La directora Mariana Arruti (“Trelew”) logra plasmar a partir del relato de sus propias memorias, o de la recreación de las mismas, en la convicción de ellas, una historia desgarradora sobre algo fundante que termina por revelarse ante su investigación como mentira y falsificación de todo.
Trabajando con algunas ideas que le fueron transmitidas oralmente en su familia, y otras que creyó verdaderas durante mucho tiempo, “El Padre” (Argentina, 2016), su nuevo proyecto documental, se presenta como una suerte de catarsis personal, que intenta, además, universalizar ciertas ideas sobre la desaparición forzada de personas durante la última dictadura cívico militar en Argentina.
Pero “El Padre” no es sólo eso, es mucho más, porque no quiere detenerse sólo en un momento, sino que busca, explicaciones, también sobre el proceso previo y posterior en el que continuaron las macabras acciones contra aquellos que se oponían al régimen.
La directora decide cristalizar sus pensamientos con una narración tradicional en la que la multiplicidad de elementos, la profusión de significantes, y la elasticidad con la que maneja la imagen, proponen desde su relato, una mirada particular sobre un momento siniestro de su historia y de la de todos.
Porque la casuística no es reforzada sobre su la ausencia de su progenitor, al contrario, su narración bucea en la memoria personal para universalizar el dolor, y desde esa expansión se termina por configurar un espacio en el que la evocación consolida las ideas con las que trabaja.

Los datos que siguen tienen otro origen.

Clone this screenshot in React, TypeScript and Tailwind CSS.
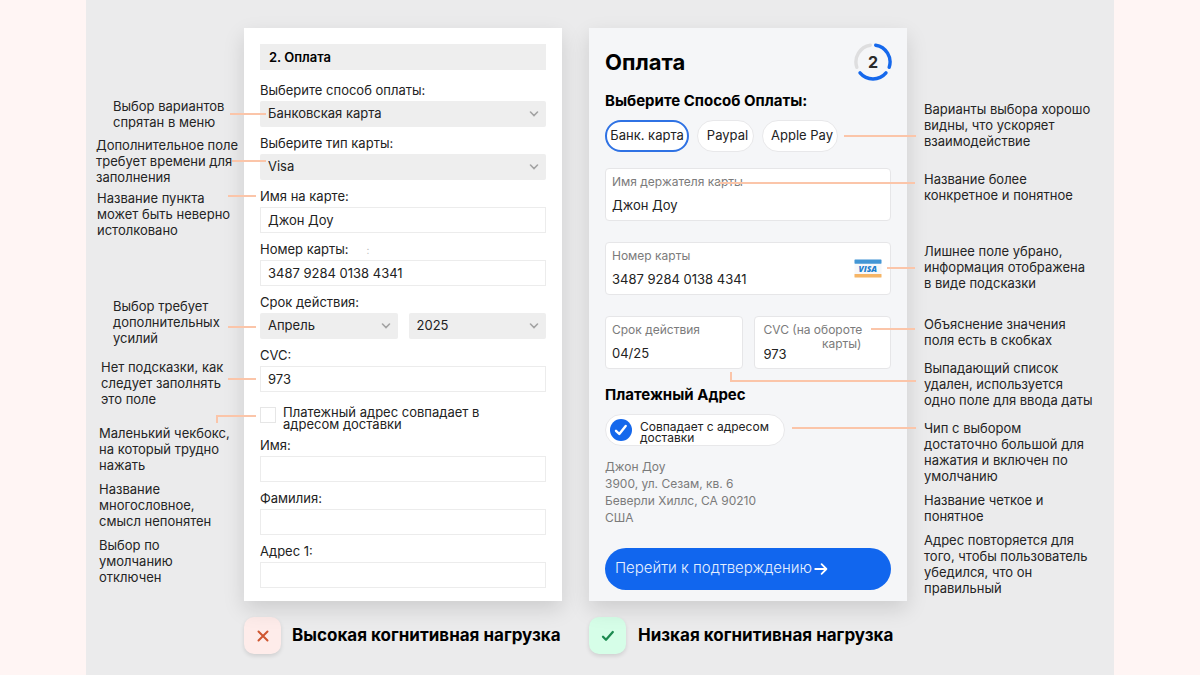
import type { ReactNode } from 'react';

type Note = { text: string; place: string };

const leftNotes: Note[] = [
  { text: 'Выбор вариантов\nспрятан в меню', place: 'ml-[27px]' },
  { text: 'Дополнительное поле\nтребует времени для\nзаполнения', place: 'mt-[7px] ml-[10px]' },
  { text: 'Название пункта\nможет быть неверно\nистолковано', place: 'mt-[5px] ml-[11px]' },
  { text: 'Выбор требует\nдополнительных\nусилий', place: 'mt-[60px] ml-[27px]' },
  { text: 'Нет подсказки, как\nследует заполнять\nэто поле', place: 'mt-[13px] ml-[15px]' },
  { text: 'Маленький чекбокс,\nна который трудно\nнажать', place: 'mt-[18px] ml-[13px]' },
  { text: 'Название\nмногословное,\nсмысл непонятен', place: 'mt-2 ml-[13px]' },
  { text: 'Выбор по\nумолчанию\nотключен', place: 'mt-2 ml-[13px]' },
];

const rightNotes: Note[] = [
  { text: 'Варианты выбора хорошо\nвидны, что ускоряет\nвзаимодействие', place: '' },
  { text: 'Название более\nконкретное и понятное', place: 'mt-[22px]' },
  { text: 'Лишнее поле убрано,\nинформация отображена\nв виде подсказки', place: 'mt-10' },
  { text: 'Объяснение значения\nполя есть в скобках', place: 'mt-[25px]' },
  { text: 'Выпадающий список\nудален, используется\nодно поле для ввода даты', place: 'mt-3' },
  { text: 'Чип с выбором\nдостаточно большой для\nнажатия и включен по\nумолчанию', place: 'mt-3' },
  { text: 'Название четкое и\nпонятное', place: 'mt-2' },
  { text: 'Адрес повторяется для\nтого, чтобы пользователь\nубедился, что он\nправильный', place: 'mt-2' },
];

function Notes({ notes, className }: { notes: Note[]; className: string }) {
  return (
    <aside className={`flex flex-col text-[13px] leading-4 text-[#242424] ${className}`}>
      {notes.map((n) => (
        <p key={n.text} className={`whitespace-pre ${n.place}`}>
          {n.text}
        </p>
      ))}
    </aside>
  );
}

function Line({ className }: { className: string }) {
  return <span aria-hidden="true" className={`pointer-events-none absolute z-10 border-[#fbc5a9] ${className}`} />;
}

function OldField({ id, label, children }: { id: string; label: ReactNode; children: ReactNode }) {
  return (
    <div className="relative">
      <label htmlFor={id} className="block h-[22px] text-[13px] leading-[22px]">
        {label}
      </label>
      {children}
    </div>
  );
}

function OldInput({ id, value = '' }: { id: string; value?: string }) {
  return (
    <input
      id={id}
      defaultValue={value}
      className="block h-[26px] w-full border border-[#ececec] bg-white px-[7px] text-[13px] outline-none"
    />
  );
}

function OldSelect({ id, value, label }: { id?: string; value: string; label?: string }) {
  return (
    <div className="relative min-w-0 flex-1">
      <select
        id={id}
        aria-label={label}
        className="block h-[26px] w-full appearance-none rounded-[2px] bg-[#eeeeee] px-2 text-[13px] outline-none"
      >
        <option>{value}</option>
      </select>
      <svg viewBox="0 0 10 6" className="pointer-events-none absolute top-[10px] right-[7px] h-[6px] w-[10px]">
        <path d="M1.5 1 5 4.5 8.5 1" fill="none" stroke="#a3a3a3" strokeWidth="1.6" strokeLinecap="round" />
      </svg>
    </div>
  );
}

function NewField({ id, label, value, children }: { id: string; label: string; value: string; children?: ReactNode }) {
  return (
    <div className="relative h-[53px] min-w-0 rounded-[4px] border border-[#e6e6e8] bg-white px-[6px] pt-[5px]">
      <label htmlFor={id} className="block text-xs leading-4 text-[#7b7b7b]">
        {label}
      </label>
      <input id={id} defaultValue={value} className="mt-[3px] block h-6 w-full bg-transparent text-[13px] outline-none" />
      {children}
    </div>
  );
}

function StepRing() {
  return (
    <div className="relative -mr-[2px] flex size-10 items-center justify-center">
      <svg viewBox="0 0 40 40" className="absolute inset-0" fill="none" strokeWidth="3.4" strokeLinecap="round">
        <path d="M22.7 3.2A17 17 0 0 1 36.2 25.3" stroke="#1568ec" />
        <path d="M33 30.9A17 17 0 0 1 7 30.9" stroke="#1568ec" />
        <path d="M3.8 25.3A17 17 0 0 1 17.3 3.2" stroke="#dededf" />
      </svg>
      <span className="text-base font-bold text-[#2a2a2a]">2</span>
    </div>
  );
}

function VisaLogo() {
  return (
    <svg viewBox="0 0 28 19" className="absolute top-4 right-2 h-[19px] w-7" role="img" aria-label="Visa">
      <rect x="0.5" y="0.5" width="27" height="18" rx="1" fill="#f7f8fa" />
      <rect x="0.5" y="0.5" width="27" height="4.2" rx="0.6" fill="#4396d5" />
      <rect x="0.5" y="15" width="27" height="3.6" rx="0.6" fill="#f6b566" />
      <text x="13.8" y="13.2" textAnchor="middle" fontSize="8.5" fontWeight="800" fontStyle="italic" fontFamily="Open Sans, sans-serif" fill="#1f7fce">
        VISA
      </text>
    </svg>
  );
}

const cardShadow = 'shadow-[0_8px_20px_rgba(0,0,0,0.13)]';

function OldForm() {
  return (
    <form className={`relative flex flex-col gap-[5px] bg-white px-4 pt-4 pb-[13px] text-[#222] ${cardShadow}`}>
      <h2 className="mb-1 h-[26px] bg-[#eeeeee] px-[9px] text-[13px] leading-[26px] font-semibold text-black">2. Оплата</h2>
      <OldField id="method" label="Выберите способ оплаты:">
        <OldSelect id="method" value="Банковская карта" />
        <Line className="top-[34px] -left-[30px] w-9 border-t-2" />
      </OldField>
      <OldField id="type" label="Выберите тип карты:">
        <OldSelect id="type" value="Visa" />
        <Line className="top-7 -left-7 w-[34px] border-t-2" />
      </OldField>
      <OldField id="name" label="Имя на карте:">
        <OldInput id="name" value="Джон Доу" />
        <Line className="top-[10px] -left-8 w-7 border-t-2" />
      </OldField>
      <OldField
        id="number"
        label={
          <>
            Номер карты:<span aria-hidden="true" className="ml-[18px] text-[10px] text-[#bbb]">:</span>
          </>
        }
      >
        <OldInput id="number" value="3487 9284 0138 4341" />
      </OldField>
      <OldField id="month" label="Срок действия:">
        <div className="flex gap-[11px]">
          <OldSelect id="month" value="Апрель" />
          <OldSelect label="Год" value="2025" />
        </div>
        <Line className="top-[35px] -left-8 w-7 border-t-2" />
      </OldField>
      <OldField id="cvc" label="CVC:">
        <OldInput id="cvc" value="973" />
        <Line className="top-[34px] -left-8 w-7 border-t-2" />
      </OldField>
      <div className="relative flex h-8 items-start gap-[7px] pt-[9px]">
        <input id="same" type="checkbox" className="mt-px size-4 shrink-0 appearance-none border border-[#e6e6e6] bg-white" />
        <label htmlFor="same" className="text-[13px] leading-3 whitespace-pre">
          {'Платежный адрес совпадает в\nадресом доставки'}
        </label>
        <Line className="top-[18px] -left-11 h-2 w-10 border-t-2 border-l-2" />
      </div>
      <OldField id="first" label="Имя:">
        <OldInput id="first" />
      </OldField>
      <OldField id="last" label="Фамилия:">
        <OldInput id="last" />
      </OldField>
      <OldField id="addr" label="Адрес 1:">
        <OldInput id="addr" />
      </OldField>
    </form>
  );
}

function NewForm() {
  return (
    <form className={`relative flex flex-col bg-[#f5f6f8] px-4 pt-[14px] pb-[11px] text-[#222] ${cardShadow}`}>
      <div className="flex items-center justify-between">
        <h2 className="text-[22px] font-bold text-black">Оплата</h2>
        <StepRing />
      </div>
      <h3 className="mt-2 text-[15px] leading-[22px] font-bold text-black">Выберите Способ Оплаты:</h3>
      <div className="relative mt-2 flex gap-2 text-[13px] whitespace-nowrap">
        <button type="button" aria-pressed="true" className="flex h-8 w-[84px] items-center justify-center rounded-full border-2 border-[#2f72e4] bg-white">
          Банк. карта
        </button>
        <button type="button" className="h-8 w-[57px] rounded-full border border-[#e8e8ea] bg-white pl-1">
          Paypal
        </button>
        <button type="button" className="h-8 w-[76px] rounded-full border border-[#e8e8ea] bg-white pl-1">
          Apple Pay
        </button>
        <Line className="top-[15px] -right-[25px] w-[72px] border-t-2" />
      </div>
      <div className="mt-4 flex flex-col gap-[21px]">
        <NewField id="holder" label="Имя держателя карты" value="Джон Доу">
          <Line className="top-[13px] -right-[25px] w-[196px] border-t-2" />
        </NewField>
        <NewField id="card" label="Номер карты" value="3487 9284 0138 4341">
          <VisaLogo />
          <Line className="top-6 -right-[25px] w-7 border-t-2" />
        </NewField>
        <div className="grid grid-cols-2 gap-[11px]">
          <NewField id="exp" label="Срок действия" value="04/25">
            <Line className="top-[55px] left-[124px] h-[10px] w-[186px] border-b-2 border-l-2" />
          </NewField>
          <div className="relative h-[53px] min-w-0 rounded-[4px] border border-[#e6e6e8] bg-white px-[9px] pt-[6px]">
            <label htmlFor="code" className="block w-[98px] text-right text-xs leading-[14px] whitespace-pre text-[#7b7b7b]">
              {'CVC (на обороте\nкарты)'}
            </label>
            <input id="code" defaultValue="973" className="-mt-[7px] block h-5 w-12 bg-transparent text-[13px] outline-none" />
            <Line className="top-[11px] -right-[25px] w-11 border-t-2" />
          </div>
        </div>
      </div>
      <h3 className="mt-[15px] text-[15px] leading-[22px] font-bold text-black">Платежный Адрес</h3>
      <div className="relative mt-2 flex">
        <div className="flex h-8 w-[180px] items-center gap-2 rounded-full border border-[#e8e8ea] bg-white pl-1">
          <span className="relative size-[22px] shrink-0">
            <input id="delivery" type="checkbox" defaultChecked className="block size-[22px] appearance-none rounded-full bg-[#1568ec]" />
            <svg viewBox="0 0 22 22" className="pointer-events-none absolute inset-0">
              <path d="m6 11.8 3.3 3.2 6.4-8" fill="none" stroke="#fff" strokeWidth="2.4" strokeLinecap="round" strokeLinejoin="round" />
            </svg>
          </span>
          <label htmlFor="delivery" className="mt-1 text-xs leading-[11px] whitespace-pre">
            {'Совпадает с адресом\nдоставки'}
          </label>
        </div>
        <Line className="top-[13px] -right-[25px] w-[124px] border-t-2" />
      </div>
      <address className="mt-3 text-xs leading-[17px] whitespace-pre text-[#7b7b7b] not-italic">
        {'Джон Доу\n3900, ул. Сезам, кв. 6\nБеверли Хиллс, CA 90210\nСША'}
      </address>
      <button type="button" className="mt-auto flex h-[42px] items-center rounded-full bg-[#1166ee] pb-px pl-[10px] text-[15px] font-light whitespace-nowrap text-[#e6f0ff]">
        Перейти к подтверждению
        <svg viewBox="0 0 14 14" className="ml-[2px] size-[14px]">
          <path d="M1.2 7H12.4M7.6 2.2 12.4 7l-4.8 4.8" fill="none" stroke="#fff" strokeWidth="1.8" strokeLinecap="round" strokeLinejoin="round" />
        </svg>
      </button>
    </form>
  );
}

export default function App() {
  return (
    <div className="min-h-screen bg-[#fff5f4] font-['Inter',sans-serif]">
      <main className="mx-auto grid min-h-screen w-full max-w-[1028px] grid-cols-[158px_331fr_332fr_207px] grid-rows-[auto_1fr] overflow-hidden bg-[#ebebec] pt-7">
        <Notes notes={leftNotes} className="pt-[70px]" />
        <div className="flex min-w-0 flex-col pr-[13px]">
          <OldForm />
        </div>
        <div className="grid min-w-0 pl-[14px]">
          <NewForm />
        </div>
        <Notes notes={rightNotes} className="pt-[73px] pl-[17px]" />
        <div className="col-start-2 mt-4 flex min-w-0 items-start">
          <span className="flex size-[37px] shrink-0 items-center justify-center rounded-[10px] bg-[#feecea] shadow-[0_2px_4px_rgba(0,0,0,0.12)]">
            <svg viewBox="0 0 12 12" className="size-3">
              <path d="m1.5 1.5 9 9m0-9-9 9" stroke="#cf5630" strokeWidth="2" strokeLinecap="round" />
            </svg>
          </span>
          <h1 className="ml-[11px] text-[17px] leading-[37px] font-bold whitespace-nowrap text-black">Высокая когнитивная нагрузка</h1>
        </div>
        <div className="mt-4 flex min-w-0 items-start pl-[14px]">
          <span className="flex size-[37px] shrink-0 items-center justify-center rounded-[10px] bg-[#d6fee8] shadow-[0_2px_4px_rgba(0,0,0,0.12)]">
            <svg viewBox="0 0 14 12" className="h-3 w-[14px]">
              <path d="m2 6.8 3 3L11.8 2" fill="none" stroke="#1c8a50" strokeWidth="2.3" strokeLinecap="round" strokeLinejoin="round" />
            </svg>
          </span>
          <h1 className="ml-3 text-[17px] leading-[37px] font-bold whitespace-nowrap text-black">Низкая когнитивная нагрузка</h1>
        </div>
      </main>
    </div>
  );
}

Arruti habla con familiares, conocidos, empleados de sus padres, para, encontrar en la pesquisa la información que de alguna manera, le permita recuperar, aunque sea en palabras, a aquel señor que nunca conoció.
La recreación de viñetas en Super 8, la utilización del blanco y negro como ejercicio para potenciar ausencias, la recuperación de solicitadas y documentos históricos y periodísticos, y, principalmente la voz en off como dirección hacia la revelación que termine por constituir en parte, una identidad doblegada por una mentira, hacen que el filme reafirme su razón de ser.
Si por momentos el clasicismo del relato resiente su propuesta, en la reiteración de imágenes e impresiones personales, se recupera una vez más la figura de alguien que nunca tuvo la posibilidad de terminar plasmado en su descendencia.
Las ideas se desprenden, el impacto de la ausencia es notorio, pero una emotiva escena final, en la que una grabación de audio devuelve, al menos, un vínculo, y ya no un cuerpo, terminan por solidificar una suerte de ejercicio fílmico terapéutico en un como un válida propuesta sobre la etapa más oscura de nuestra historia y de la de Arruti personal.